-- Exercise input --
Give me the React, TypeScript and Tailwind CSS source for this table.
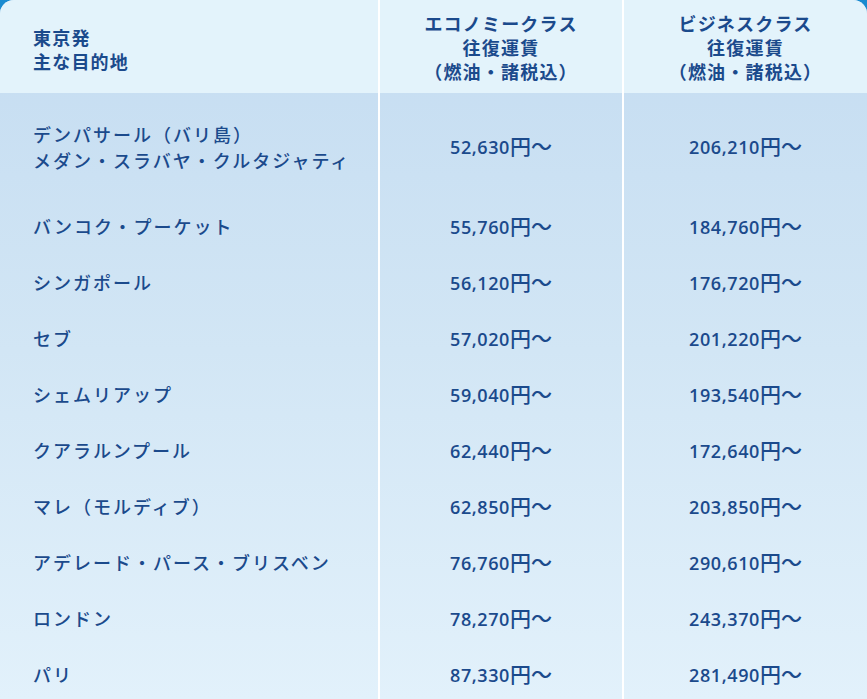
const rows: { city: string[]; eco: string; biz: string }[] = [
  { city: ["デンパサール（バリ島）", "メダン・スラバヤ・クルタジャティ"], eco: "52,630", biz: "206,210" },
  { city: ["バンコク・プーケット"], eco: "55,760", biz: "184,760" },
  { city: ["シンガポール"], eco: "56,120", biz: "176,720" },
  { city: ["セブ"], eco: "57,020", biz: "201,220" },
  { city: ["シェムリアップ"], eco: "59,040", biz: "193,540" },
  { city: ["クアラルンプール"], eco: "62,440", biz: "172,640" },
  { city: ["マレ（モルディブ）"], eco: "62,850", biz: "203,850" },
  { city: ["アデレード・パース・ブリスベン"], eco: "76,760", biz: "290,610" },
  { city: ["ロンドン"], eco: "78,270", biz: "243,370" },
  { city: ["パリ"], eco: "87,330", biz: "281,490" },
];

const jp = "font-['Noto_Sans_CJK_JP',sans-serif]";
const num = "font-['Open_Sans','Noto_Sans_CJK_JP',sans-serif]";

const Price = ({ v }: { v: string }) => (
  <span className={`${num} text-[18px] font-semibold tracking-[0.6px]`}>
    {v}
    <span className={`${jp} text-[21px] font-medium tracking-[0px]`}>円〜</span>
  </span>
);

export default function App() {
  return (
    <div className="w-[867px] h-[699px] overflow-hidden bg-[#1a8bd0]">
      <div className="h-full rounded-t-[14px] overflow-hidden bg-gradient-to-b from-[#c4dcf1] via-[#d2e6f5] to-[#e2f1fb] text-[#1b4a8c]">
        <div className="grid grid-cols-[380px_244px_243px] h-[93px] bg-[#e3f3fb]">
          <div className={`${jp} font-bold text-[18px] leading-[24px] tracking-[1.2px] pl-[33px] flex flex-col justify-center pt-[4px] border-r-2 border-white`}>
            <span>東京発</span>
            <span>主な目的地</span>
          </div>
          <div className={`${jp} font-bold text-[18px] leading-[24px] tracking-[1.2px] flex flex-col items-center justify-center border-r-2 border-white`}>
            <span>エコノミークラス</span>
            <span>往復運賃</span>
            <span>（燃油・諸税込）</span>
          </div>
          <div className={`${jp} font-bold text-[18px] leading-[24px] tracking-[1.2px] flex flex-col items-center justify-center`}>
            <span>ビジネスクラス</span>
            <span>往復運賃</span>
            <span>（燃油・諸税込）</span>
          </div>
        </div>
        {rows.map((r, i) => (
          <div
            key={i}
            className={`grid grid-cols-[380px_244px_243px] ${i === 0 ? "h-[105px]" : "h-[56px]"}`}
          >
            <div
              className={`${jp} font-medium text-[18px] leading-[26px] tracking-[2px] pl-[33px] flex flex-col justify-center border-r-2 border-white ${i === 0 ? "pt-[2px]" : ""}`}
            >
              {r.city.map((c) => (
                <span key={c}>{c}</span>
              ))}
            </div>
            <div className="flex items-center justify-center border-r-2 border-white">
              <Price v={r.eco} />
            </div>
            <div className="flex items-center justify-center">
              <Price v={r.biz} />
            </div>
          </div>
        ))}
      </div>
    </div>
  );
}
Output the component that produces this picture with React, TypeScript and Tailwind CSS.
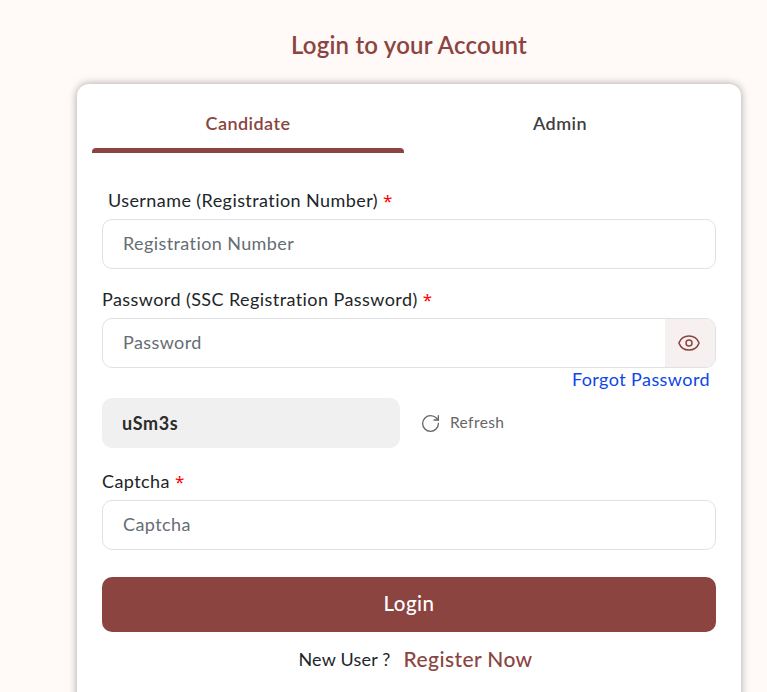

-- Task directions --
Return the listing above in full and without alteration, excluding its pictures.

-- Exercise output --
Give me the React, TypeScript and Tailwind CSS source for this table.
const rows: { city: string[]; eco: string; biz: string }[] = [
  { city: ["デンパサール（バリ島）", "メダン・スラバヤ・クルタジャティ"], eco: "52,630", biz: "206,210" },
  { city: ["バンコク・プーケット"], eco: "55,760", biz: "184,760" },
  { city: ["シンガポール"], eco: "56,120", biz: "176,720" },
  { city: ["セブ"], eco: "57,020", biz: "201,220" },
  { city: ["シェムリアップ"], eco: "59,040", biz: "193,540" },
  { city: ["クアラルンプール"], eco: "62,440", biz: "172,640" },
  { city: ["マレ（モルディブ）"], eco: "62,850", biz: "203,850" },
  { city: ["アデレード・パース・ブリスベン"], eco: "76,760", biz: "290,610" },
  { city: ["ロンドン"], eco: "78,270", biz: "243,370" },
  { city: ["パリ"], eco: "87,330", biz: "281,490" },
];

const jp = "font-['Noto_Sans_CJK_JP',sans-serif]";
const num = "font-['Open_Sans','Noto_Sans_CJK_JP',sans-serif]";

const Price = ({ v }: { v: string }) => (
  <span className={`${num} text-[18px] font-semibold tracking-[0.6px]`}>
    {v}
    <span className={`${jp} text-[21px] font-medium tracking-[0px]`}>円〜</span>
  </span>
);

export default function App() {
  return (
    <div className="w-[867px] h-[699px] overflow-hidden bg-[#1a8bd0]">
      <div className="h-full rounded-t-[14px] overflow-hidden bg-gradient-to-b from-[#c4dcf1] via-[#d2e6f5] to-[#e2f1fb] text-[#1b4a8c]">
        <div className="grid grid-cols-[380px_244px_243px] h-[93px] bg-[#e3f3fb]">
          <div className={`${jp} font-bold text-[18px] leading-[24px] tracking-[1.2px] pl-[33px] flex flex-col justify-center pt-[4px] border-r-2 border-white`}>
            <span>東京発</span>
            <span>主な目的地</span>
          </div>
          <div className={`${jp} font-bold text-[18px] leading-[24px] tracking-[1.2px] flex flex-col items-center justify-center border-r-2 border-white`}>
            <span>エコノミークラス</span>
            <span>往復運賃</span>
            <span>（燃油・諸税込）</span>
          </div>
          <div className={`${jp} font-bold text-[18px] leading-[24px] tracking-[1.2px] flex flex-col items-center justify-center`}>
            <span>ビジネスクラス</span>
            <span>往復運賃</span>
            <span>（燃油・諸税込）</span>
          </div>
        </div>
        {rows.map((r, i) => (
          <div
            key={i}
            className={`grid grid-cols-[380px_244px_243px] ${i === 0 ? "h-[105px]" : "h-[56px]"}`}
          >
            <div
              className={`${jp} font-medium text-[18px] leading-[26px] tracking-[2px] pl-[33px] flex flex-col justify-center border-r-2 border-white ${i === 0 ? "pt-[2px]" : ""}`}
            >
              {r.city.map((c) => (
                <span key={c}>{c}</span>
              ))}
            </div>
            <div className="flex items-center justify-center border-r-2 border-white">
              <Price v={r.eco} />
            </div>
            <div className="flex items-center justify-center">
              <Price v={r.biz} />
            </div>
          </div>
        ))}
      </div>
    </div>
  );
}
Output the component that produces this picture with React, TypeScript and Tailwind CSS.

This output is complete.